Em vez da solidariedade generaliza-se a crise sistémica, provocada pelo consumo irracional nas sociedades opulentas. Uma ínfima parte da população acumula enormes riquezas, ao mesmo tempo que crescem os pobres, os famintos, os enfermos sem atenção e os desamparados.
No mundo industrializado, os «indignados» não suportam mais a injustiça e, especialmente entre os jovens, cresce a desconfiança em modelos sociais e ideologias que destroem os valores espirituais e produzem exclusão e egoísmo.
É certo que a crise global tem também uma dimensão moral e que prevalece a falta de conexão entre os governos e os cidadãos a quem dizem servir. A corrupção da política e a falta de verdadeira democracia são males do nosso tempo.

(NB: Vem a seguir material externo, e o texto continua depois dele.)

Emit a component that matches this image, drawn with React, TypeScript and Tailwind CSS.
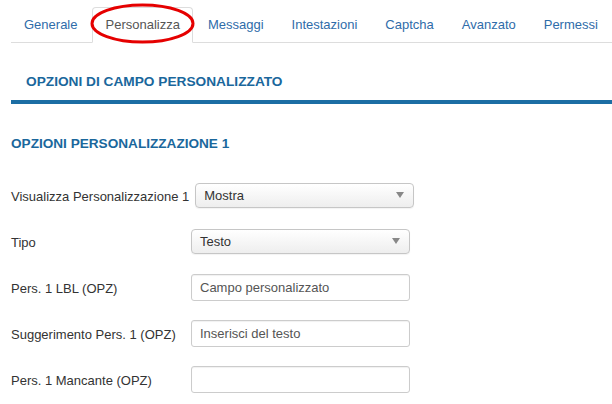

Neste e noutros temas apreciamos a coincidência com as suas ideias.
Frente a tantos desafios, a Nossa América une-se na sua soberania e tenta uma integração mais solidária para tornar realidade o sonho bicentenário dos seus Próceres.
Sua Santidade pode dirigir-se a um povo de convicções profundas que o ouvirá atento e respeitoso.
Em nome da Nação dou-lhe as mais calorosas boas-vindas.
Muito obrigado
* Raúl Castro é o Primeiro Secretário do CC do Partido Comunista de Cuba e Presidente dos Conselhos de Estado e de Ministros de Cuba.
Este discurso foi pronunciado no dia 26 de Março de 2012 no aeroporto internacional Antonio Maceo em Santiago de Cuba
Tradução de José Paulo Gascão com base na versão taquigráfica do Conselho de Estado.